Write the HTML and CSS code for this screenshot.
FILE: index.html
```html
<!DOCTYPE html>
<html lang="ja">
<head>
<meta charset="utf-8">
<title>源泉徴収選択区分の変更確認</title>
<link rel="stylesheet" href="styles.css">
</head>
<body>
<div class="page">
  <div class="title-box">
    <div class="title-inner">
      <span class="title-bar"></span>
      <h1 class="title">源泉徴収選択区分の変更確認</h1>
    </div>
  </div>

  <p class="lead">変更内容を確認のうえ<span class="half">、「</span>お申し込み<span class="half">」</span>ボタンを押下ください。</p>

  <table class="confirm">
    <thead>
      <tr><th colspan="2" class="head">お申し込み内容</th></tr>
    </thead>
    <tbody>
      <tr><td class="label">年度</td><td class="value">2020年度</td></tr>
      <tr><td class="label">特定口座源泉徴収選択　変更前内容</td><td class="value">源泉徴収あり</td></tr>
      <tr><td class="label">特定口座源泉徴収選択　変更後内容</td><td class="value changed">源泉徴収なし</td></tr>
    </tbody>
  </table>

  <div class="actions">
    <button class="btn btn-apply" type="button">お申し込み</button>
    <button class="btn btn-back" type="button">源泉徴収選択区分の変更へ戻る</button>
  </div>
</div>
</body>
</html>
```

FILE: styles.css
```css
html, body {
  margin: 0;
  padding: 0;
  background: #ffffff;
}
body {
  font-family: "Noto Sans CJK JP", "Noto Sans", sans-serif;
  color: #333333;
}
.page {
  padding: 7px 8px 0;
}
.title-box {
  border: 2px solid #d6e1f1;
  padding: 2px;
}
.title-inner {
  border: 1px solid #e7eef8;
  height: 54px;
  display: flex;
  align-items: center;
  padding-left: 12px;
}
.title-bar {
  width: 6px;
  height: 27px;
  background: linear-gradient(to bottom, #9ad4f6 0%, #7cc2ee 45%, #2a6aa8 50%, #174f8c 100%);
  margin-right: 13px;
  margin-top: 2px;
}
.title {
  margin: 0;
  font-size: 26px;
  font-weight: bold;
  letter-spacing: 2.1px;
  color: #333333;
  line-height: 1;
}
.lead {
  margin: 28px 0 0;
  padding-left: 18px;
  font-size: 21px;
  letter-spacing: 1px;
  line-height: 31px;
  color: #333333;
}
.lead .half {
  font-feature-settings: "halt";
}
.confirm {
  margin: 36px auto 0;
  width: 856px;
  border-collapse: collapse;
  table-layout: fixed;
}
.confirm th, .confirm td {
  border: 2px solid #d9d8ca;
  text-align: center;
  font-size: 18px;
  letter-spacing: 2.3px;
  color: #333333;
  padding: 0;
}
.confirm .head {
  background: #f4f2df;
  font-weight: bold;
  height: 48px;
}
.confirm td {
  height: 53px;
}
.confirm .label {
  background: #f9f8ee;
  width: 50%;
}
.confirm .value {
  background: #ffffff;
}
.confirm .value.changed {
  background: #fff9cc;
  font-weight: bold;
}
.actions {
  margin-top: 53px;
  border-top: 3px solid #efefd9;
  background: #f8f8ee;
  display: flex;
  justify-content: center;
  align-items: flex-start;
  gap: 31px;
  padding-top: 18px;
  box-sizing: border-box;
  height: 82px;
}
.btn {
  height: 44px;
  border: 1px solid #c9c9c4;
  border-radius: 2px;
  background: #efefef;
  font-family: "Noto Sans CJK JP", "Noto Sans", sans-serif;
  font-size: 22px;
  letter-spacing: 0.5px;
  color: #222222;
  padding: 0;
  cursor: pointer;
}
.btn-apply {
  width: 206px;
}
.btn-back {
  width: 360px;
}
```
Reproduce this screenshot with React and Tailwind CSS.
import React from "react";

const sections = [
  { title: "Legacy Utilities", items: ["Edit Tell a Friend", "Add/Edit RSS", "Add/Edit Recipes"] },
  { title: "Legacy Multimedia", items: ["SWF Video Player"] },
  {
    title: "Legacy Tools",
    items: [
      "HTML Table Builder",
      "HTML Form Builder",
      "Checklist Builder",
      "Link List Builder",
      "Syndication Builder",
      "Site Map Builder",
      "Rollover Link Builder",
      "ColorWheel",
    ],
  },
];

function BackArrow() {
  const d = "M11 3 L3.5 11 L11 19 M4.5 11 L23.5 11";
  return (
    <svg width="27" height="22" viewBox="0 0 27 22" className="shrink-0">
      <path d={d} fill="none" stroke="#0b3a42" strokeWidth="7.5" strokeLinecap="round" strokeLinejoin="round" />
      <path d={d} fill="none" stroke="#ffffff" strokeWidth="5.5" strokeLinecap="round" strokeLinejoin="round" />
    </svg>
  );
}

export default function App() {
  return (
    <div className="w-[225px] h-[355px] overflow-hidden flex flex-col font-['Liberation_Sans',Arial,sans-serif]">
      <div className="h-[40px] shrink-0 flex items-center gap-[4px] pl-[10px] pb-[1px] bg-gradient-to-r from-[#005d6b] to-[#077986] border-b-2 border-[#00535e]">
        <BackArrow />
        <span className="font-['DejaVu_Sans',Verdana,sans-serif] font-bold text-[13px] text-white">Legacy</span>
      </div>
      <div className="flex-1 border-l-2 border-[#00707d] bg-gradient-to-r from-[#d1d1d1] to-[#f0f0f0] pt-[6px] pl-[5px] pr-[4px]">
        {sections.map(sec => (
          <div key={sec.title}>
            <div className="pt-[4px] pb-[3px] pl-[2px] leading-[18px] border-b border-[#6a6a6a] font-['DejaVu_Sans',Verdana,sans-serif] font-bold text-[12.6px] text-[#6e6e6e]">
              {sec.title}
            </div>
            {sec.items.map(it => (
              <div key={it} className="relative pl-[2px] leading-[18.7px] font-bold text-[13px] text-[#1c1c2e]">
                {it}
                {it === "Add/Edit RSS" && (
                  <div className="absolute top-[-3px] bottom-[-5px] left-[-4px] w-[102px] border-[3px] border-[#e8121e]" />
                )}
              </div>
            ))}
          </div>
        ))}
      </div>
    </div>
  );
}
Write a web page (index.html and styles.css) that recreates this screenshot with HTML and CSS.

----------------

EXERCISE
Your task is to repeat the data exactly, with nothing left out.

RESULT OF THIS TASK
Write the HTML and CSS code for this screenshot.
FILE: index.html
```html
<!DOCTYPE html>
<html lang="ja">
<head>
<meta charset="utf-8">
<title>源泉徴収選択区分の変更確認</title>
<link rel="stylesheet" href="styles.css">
</head>
<body>
<div class="page">
  <div class="title-box">
    <div class="title-inner">
      <span class="title-bar"></span>
      <h1 class="title">源泉徴収選択区分の変更確認</h1>
    </div>
  </div>

  <p class="lead">変更内容を確認のうえ<span class="half">、「</span>お申し込み<span class="half">」</span>ボタンを押下ください。</p>

  <table class="confirm">
    <thead>
      <tr><th colspan="2" class="head">お申し込み内容</th></tr>
    </thead>
    <tbody>
      <tr><td class="label">年度</td><td class="value">2020年度</td></tr>
      <tr><td class="label">特定口座源泉徴収選択　変更前内容</td><td class="value">源泉徴収あり</td></tr>
      <tr><td class="label">特定口座源泉徴収選択　変更後内容</td><td class="value changed">源泉徴収なし</td></tr>
    </tbody>
  </table>

  <div class="actions">
    <button class="btn btn-apply" type="button">お申し込み</button>
    <button class="btn btn-back" type="button">源泉徴収選択区分の変更へ戻る</button>
  </div>
</div>
</body>
</html>
```

FILE: styles.css
```css
html, body {
  margin: 0;
  padding: 0;
  background: #ffffff;
}
body {
  font-family: "Noto Sans CJK JP", "Noto Sans", sans-serif;
  color: #333333;
}
.page {
  padding: 7px 8px 0;
}
.title-box {
  border: 2px solid #d6e1f1;
  padding: 2px;
}
.title-inner {
  border: 1px solid #e7eef8;
  height: 54px;
  display: flex;
  align-items: center;
  padding-left: 12px;
}
.title-bar {
  width: 6px;
  height: 27px;
  background: linear-gradient(to bottom, #9ad4f6 0%, #7cc2ee 45%, #2a6aa8 50%, #174f8c 100%);
  margin-right: 13px;
  margin-top: 2px;
}
.title {
  margin: 0;
  font-size: 26px;
  font-weight: bold;
  letter-spacing: 2.1px;
  color: #333333;
  line-height: 1;
}
.lead {
  margin: 28px 0 0;
  padding-left: 18px;
  font-size: 21px;
  letter-spacing: 1px;
  line-height: 31px;
  color: #333333;
}
.lead .half {
  font-feature-settings: "halt";
}
.confirm {
  margin: 36px auto 0;
  width: 856px;
  border-collapse: collapse;
  table-layout: fixed;
}
.confirm th, .confirm td {
  border: 2px solid #d9d8ca;
  text-align: center;
  font-size: 18px;
  letter-spacing: 2.3px;
  color: #333333;
  padding: 0;
}
.confirm .head {
  background: #f4f2df;
  font-weight: bold;
  height: 48px;
}
.confirm td {
  height: 53px;
}
.confirm .label {
  background: #f9f8ee;
  width: 50%;
}
.confirm .value {
  background: #ffffff;
}
.confirm .value.changed {
  background: #fff9cc;
  font-weight: bold;
}
.actions {
  margin-top: 53px;
  border-top: 3px solid #efefd9;
  background: #f8f8ee;
  display: flex;
  justify-content: center;
  align-items: flex-start;
  gap: 31px;
  padding-top: 18px;
  box-sizing: border-box;
  height: 82px;
}
.btn {
  height: 44px;
  border: 1px solid #c9c9c4;
  border-radius: 2px;
  background: #efefef;
  font-family: "Noto Sans CJK JP", "Noto Sans", sans-serif;
  font-size: 22px;
  letter-spacing: 0.5px;
  color: #222222;
  padding: 0;
  cursor: pointer;
}
.btn-apply {
  width: 206px;
}
.btn-back {
  width: 360px;
}
```
Reproduce this screenshot with React and Tailwind CSS.
import React from "react";

const sections = [
  { title: "Legacy Utilities", items: ["Edit Tell a Friend", "Add/Edit RSS", "Add/Edit Recipes"] },
  { title: "Legacy Multimedia", items: ["SWF Video Player"] },
  {
    title: "Legacy Tools",
    items: [
      "HTML Table Builder",
      "HTML Form Builder",
      "Checklist Builder",
      "Link List Builder",
      "Syndication Builder",
      "Site Map Builder",
      "Rollover Link Builder",
      "ColorWheel",
    ],
  },
];

function BackArrow() {
  const d = "M11 3 L3.5 11 L11 19 M4.5 11 L23.5 11";
  return (
    <svg width="27" height="22" viewBox="0 0 27 22" className="shrink-0">
      <path d={d} fill="none" stroke="#0b3a42" strokeWidth="7.5" strokeLinecap="round" strokeLinejoin="round" />
      <path d={d} fill="none" stroke="#ffffff" strokeWidth="5.5" strokeLinecap="round" strokeLinejoin="round" />
    </svg>
  );
}

export default function App() {
  return (
    <div className="w-[225px] h-[355px] overflow-hidden flex flex-col font-['Liberation_Sans',Arial,sans-serif]">
      <div className="h-[40px] shrink-0 flex items-center gap-[4px] pl-[10px] pb-[1px] bg-gradient-to-r from-[#005d6b] to-[#077986] border-b-2 border-[#00535e]">
        <BackArrow />
        <span className="font-['DejaVu_Sans',Verdana,sans-serif] font-bold text-[13px] text-white">Legacy</span>
      </div>
      <div className="flex-1 border-l-2 border-[#00707d] bg-gradient-to-r from-[#d1d1d1] to-[#f0f0f0] pt-[6px] pl-[5px] pr-[4px]">
        {sections.map(sec => (
          <div key={sec.title}>
            <div className="pt-[4px] pb-[3px] pl-[2px] leading-[18px] border-b border-[#6a6a6a] font-['DejaVu_Sans',Verdana,sans-serif] font-bold text-[12.6px] text-[#6e6e6e]">
              {sec.title}
            </div>
            {sec.items.map(it => (
              <div key={it} className="relative pl-[2px] leading-[18.7px] font-bold text-[13px] text-[#1c1c2e]">
                {it}
                {it === "Add/Edit RSS" && (
                  <div className="absolute top-[-3px] bottom-[-5px] left-[-4px] w-[102px] border-[3px] border-[#e8121e]" />
                )}
              </div>
            ))}
          </div>
        ))}
      </div>
    </div>
  );
}
Write a web page (index.html and styles.css) that recreates this screenshot with HTML and CSS.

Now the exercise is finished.